Tennessee Code Annotated section 67-5-2701(a)(1) affords a tax debtor one year from the date of confirmed tax sale to redeem the property. Section 108(b) provides: “if applicable nonbankruptcy law, [or] an order entered in a nonbankruptcy proceeding, . . . fixes a period within which the debtor or an individual protected under section 1201 or 1301 of this title may . . . cure a default, or perform any other similar act, and such period has not expired before the date of the filing of the petition, the trustee may only file, cure, or perform, as the case may be, before the later of—. . .  (2) 60 days after the order for relief.” Because Ms. Bryant filed her bankruptcy petition before the expiration of the redemption period, she argued that section 108(b) gave her, and CNE as her agent, an additional 60 days within which to redeem.

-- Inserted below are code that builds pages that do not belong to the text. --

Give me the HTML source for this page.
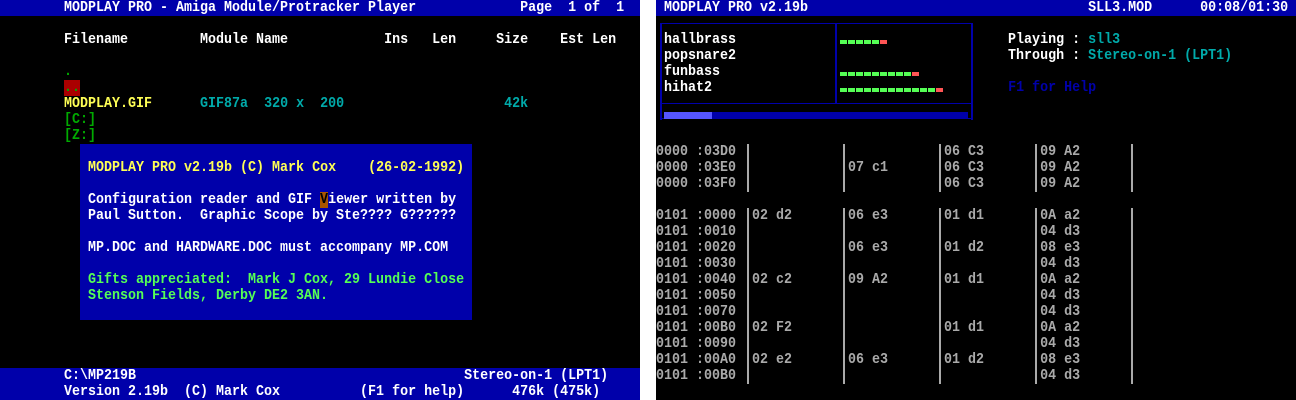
<!DOCTYPE html>
<html><head><meta charset="utf-8"><style>
html,body{margin:0;padding:0;background:#fff;width:1296px;height:400px;overflow:hidden}
#l,#r{position:absolute;top:0;width:640px;height:400px;background:#000;overflow:hidden}
#l{left:0}#r{left:656px}
.b{position:absolute;background:#0000aa}
pre{position:absolute;left:0;top:0;margin:0;font:bold 15px/16px "Liberation Mono",monospace;color:#fff;white-space:pre;transform:scaleX(.88889);transform-origin:0 0}
.c{color:#00aaaa}.g{color:#00aa00}.y{color:#ffff55}.n{color:#55ff55}.u{color:#0000aa}
.a{color:#aaa}.k{color:#000}
.v{position:absolute;width:2px;background:#aaa}
.s{position:absolute;height:4px;left:184px;background:repeating-linear-gradient(90deg,#55ff55 0,#55ff55 7px,transparent 7px,transparent 8px)}
.t{position:absolute;height:4px;width:7px;background:#ff5555}
</style></head><body>
<div id="l">
<div class="b" style="left:0;top:0;width:640px;height:16px"></div>
<div class="b" style="left:80px;top:144px;width:392px;height:176px"></div>
<div class="b" style="left:0;top:368px;width:640px;height:32px"></div>
<div style="position:absolute;left:64px;top:80px;width:16px;height:16px;background:#aa0000"></div>
<div style="position:absolute;left:320px;top:192px;width:8px;height:16px;background:#aa5500"></div>
<pre>        MODPLAY PRO - Amiga Module/Protracker Player             Page  1 of  1

        Filename         Module Name            Ins   Len     Size    Est Len

<span class="g">        .
        ..</span>
        <span class="y">MODPLAY.GIF</span>      <span class="c">GIF87a  320 x  200</span>                    <span class="c">42k</span>
<span class="g">        [C:]
        [Z:]</span>

           <span class="y">MODPLAY PRO v2.19b (C) Mark Cox    (26-02-1992)</span>

           Configuration reader and GIF <span class="k">V</span>iewer written by
           Paul Sutton.  Graphic Scope by Ste???? G??????

           MP.DOC and HARDWARE.DOC must accompany MP.COM

<span class="n">           Gifts appreciated:  Mark J Cox, 29 Lundie Close
           Stenson Fields, Derby DE2 3AN.</span>




        C:\MP219B                                         Stereo-on-1 (LPT1)
        Version 2.19b  (C) Mark Cox          (F1 for help)      476k (475k)</pre>
</div>
<div id="r">
<div class="b" style="left:0;top:0;width:640px;height:16px"></div>
<div class="b" style="left:4px;top:23px;width:313px;height:1px"></div>
<div class="b" style="left:4px;top:103px;width:313px;height:1px"></div>
<div class="b" style="left:4px;top:118px;width:313px;height:1px"></div>
<div class="b" style="left:4px;top:23px;width:2px;height:97px"></div>
<div class="b" style="left:315px;top:23px;width:2px;height:97px"></div>
<div class="b" style="left:179px;top:23px;width:2px;height:80px"></div>
<div class="b" style="left:8px;top:112px;width:304px;height:7px"></div>
<div style="position:absolute;left:8px;top:112px;width:48px;height:7px;background:#5555ff"></div>
<div class="s" style="top:40px;width:40px"></div><div class="t" style="left:224px;top:40px"></div>
<div class="s" style="top:72px;width:72px"></div><div class="t" style="left:256px;top:72px"></div>
<div class="s" style="top:88px;width:96px"></div><div class="t" style="left:280px;top:88px"></div>
<div class="v" style="left:91px;top:144px;height:48px"></div>
<div class="v" style="left:187px;top:144px;height:48px"></div>
<div class="v" style="left:283px;top:144px;height:48px"></div>
<div class="v" style="left:379px;top:144px;height:48px"></div>
<div class="v" style="left:475px;top:144px;height:48px"></div>
<div class="v" style="left:91px;top:208px;height:176px"></div>
<div class="v" style="left:187px;top:208px;height:176px"></div>
<div class="v" style="left:283px;top:208px;height:176px"></div>
<div class="v" style="left:379px;top:208px;height:176px"></div>
<div class="v" style="left:475px;top:208px;height:176px"></div>
<pre> MODPLAY PRO v2.19b                                   SLL3.MOD      00:08/01:30

 hallbrass                                  Playing : <span class="c">sll3</span>
 popsnare2                                  Through : <span class="c">Stereo-on-1 (LPT1)</span>
 funbass
 hihat2                                     <span class="u">F1 for Help</span>



<span class="a">0000 :03D0                          06 C3       09 A2
0000 :03E0              07 c1       06 C3       09 A2
0000 :03F0                          06 C3       09 A2

0101 :0000  02 d2       06 e3       01 d1       0A a2
0101 :0010                                      04 d3
0101 :0020              06 e3       01 d2       08 e3
0101 :0030                                      04 d3
0101 :0040  02 c2       09 A2       01 d1       0A a2
0101 :0050                                      04 d3
0101 :0070                                      04 d3
0101 :00B0  02 F2                   01 d1       0A a2
0101 :0090                                      04 d3
0101 :00A0  02 e2       06 e3       01 d2       08 e3
0101 :00B0                                      04 d3</span></pre>
</div>
</body></html>
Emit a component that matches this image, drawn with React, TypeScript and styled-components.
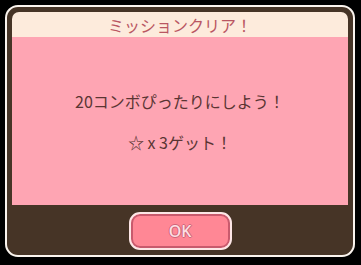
import styled, { createGlobalStyle } from "styled-components";

const Global = createGlobalStyle`
  html, body {
    margin: 0;
    padding: 0;
    background: #000;
  }
  body {
    font-family: "Noto Sans CJK JP", "Noto Sans", sans-serif;
  }
`;

const Screen = styled.div`
  width: 361px;
  height: 265px;
  padding: 5px;
  box-sizing: border-box;
`;

const Frame = styled.div`
  width: 350px;
  height: 252px;
  box-sizing: border-box;
  border: 2px solid #fbf4ee;
  border-radius: 13px;
  background: #463426;
  padding: 5px 5px 0;
  display: flex;
  flex-direction: column;
`;

const Header = styled.div`
  height: 25px;
  background: #fdebdc;
  border-radius: 7px 7px 0 0;
  display: flex;
  align-items: center;
  justify-content: center;
  color: #b95662;
  font-size: 16px;
  line-height: 1;
`;

const Body = styled.div`
  height: 168px;
  background: #fea5b3;
  display: flex;
  flex-direction: column;
  align-items: center;
  justify-content: center;
  gap: 25px;
  color: #5a3533;
  font-size: 16px;
  line-height: 16px;
`;

const Line = styled.div`
  white-space: nowrap;
`;

const Footer = styled.div`
  flex: 1;
  display: flex;
  justify-content: center;
  padding-top: 7px;
`;

const OkButton = styled.button`
  width: 103px;
  height: 38px;
  box-sizing: border-box;
  border: 2px solid #fde6e6;
  border-radius: 11px;
  background: #ff8795;
  box-shadow: inset 0 0 0 2px #c85a6d;
  font-family: "Noto Sans", sans-serif;
  font-size: 16px;
  font-weight: 500;
  color: #fde0e5;
  text-shadow: 1px 0 0 #cf6679, -1px 0 0 #cf6679, 0 1px 0 #cf6679, 0 -1px 0 #cf6679;
  padding: 0;
  cursor: pointer;
`;

export default function App() {
  return (
    <Screen>
      <Global />
      <Frame>
        <Header>ミッションクリア！</Header>
        <Body>
          <Line>20コンボぴったりにしよう！</Line>
          <Line>☆ x 3ゲット！</Line>
        </Body>
        <Footer>
          <OkButton>OK</OkButton>
        </Footer>
      </Frame>
    </Screen>
  );
}
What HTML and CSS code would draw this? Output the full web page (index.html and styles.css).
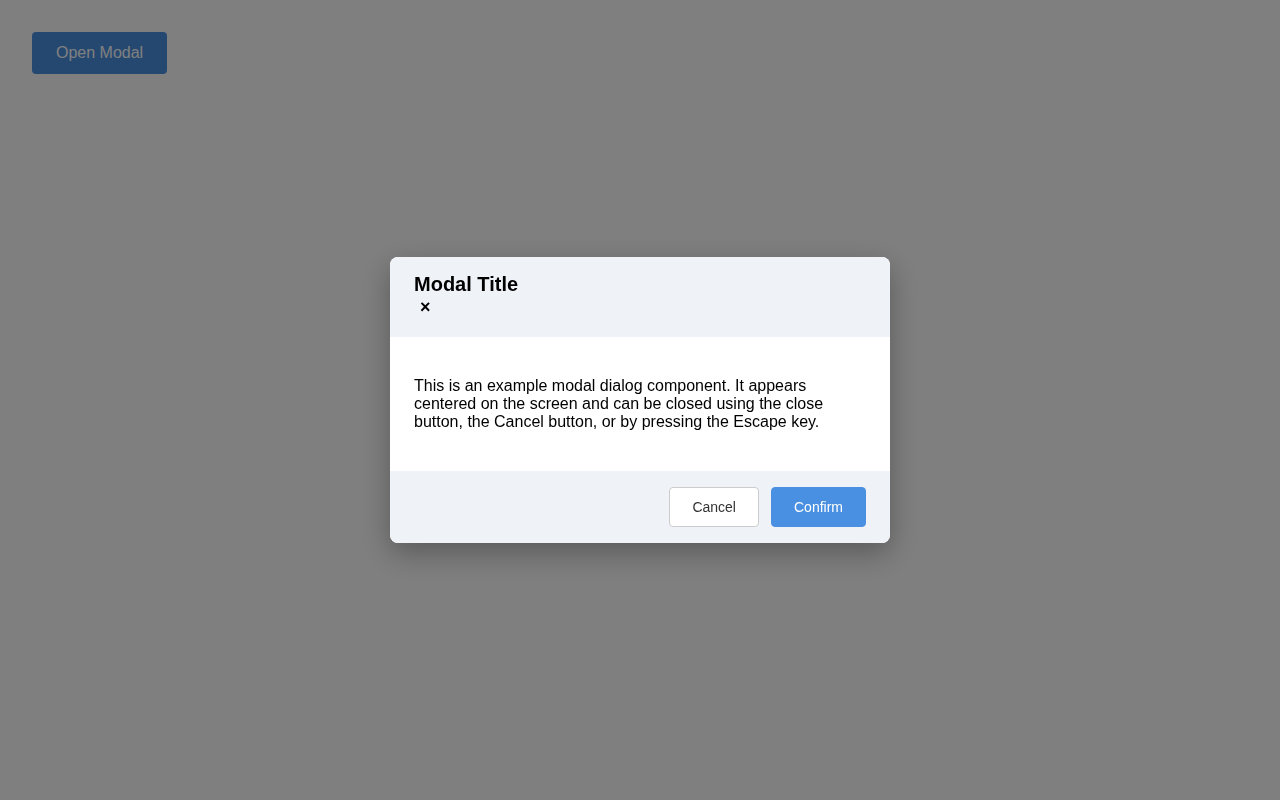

The court quickly dispensed with Defendants’ argument that CNE was not acting as Ms. Bryant’s agent in light of CNE’s plain statements that it redeemed the property on her behalf.

The court moved on to address Defendants’ chief argument that section 108(b), by its terms, applies only to the trustee, noting that the Sixth Circuit has not addressed the issue. The court walked through the statutory framework beginning with section 1303 which gives the debtor the powers of the trustee to use, sell, or lease property of the estate. Section 1306(b) provides that a chapter 13 debtor remains in possession of estate property. The right to redeem is a property interest under Tennessee law and is, therefore, property of the estate. Under these provisions, the court concluded that the extension of time granted by section 108(b) applies to the debtor in chapter 13. The court reasoned that “[a]s the chapter 13 debtor is given the rights and powers of a trustee over property of the estate by virtue of § 1303 and the right of redemption constitutes property of the estate, the extension of time to exercise that right afforded to a trustee by § 108(b) is available to the chapter 13 debtor just as it is available to the chapter 11 debtor in possession.”

This conclusion is in harmony with the holdings of many bankruptcy courts that the trustee’s right under 108(b) to extend the time within which to commence litigation on a cause of action belonging to a debtor may be exercised by the debtor as well. The court likened the chapter 13 debtor’s right to avail herself of the trustee’s power under 108(b) to a chapter 11 debtor-in-possession who has been found to “essentially function[] as the trustee” pursuant to section 1107(a). While a chapter 13 debtor’s rights are not co-extensive with that of the trustee, section 1306(a) renders a chapter 13 debtor a debtor-in-possession comparable to the chapter 11 debtor. The court concluded that “[t]o hold that a chapter 13 debtor enjoys the rights of a trustee to exercise a right of redemption but does not have the benefit of the extension of time to exercise that right provided to a trustee by § 108(b) would be absurd.”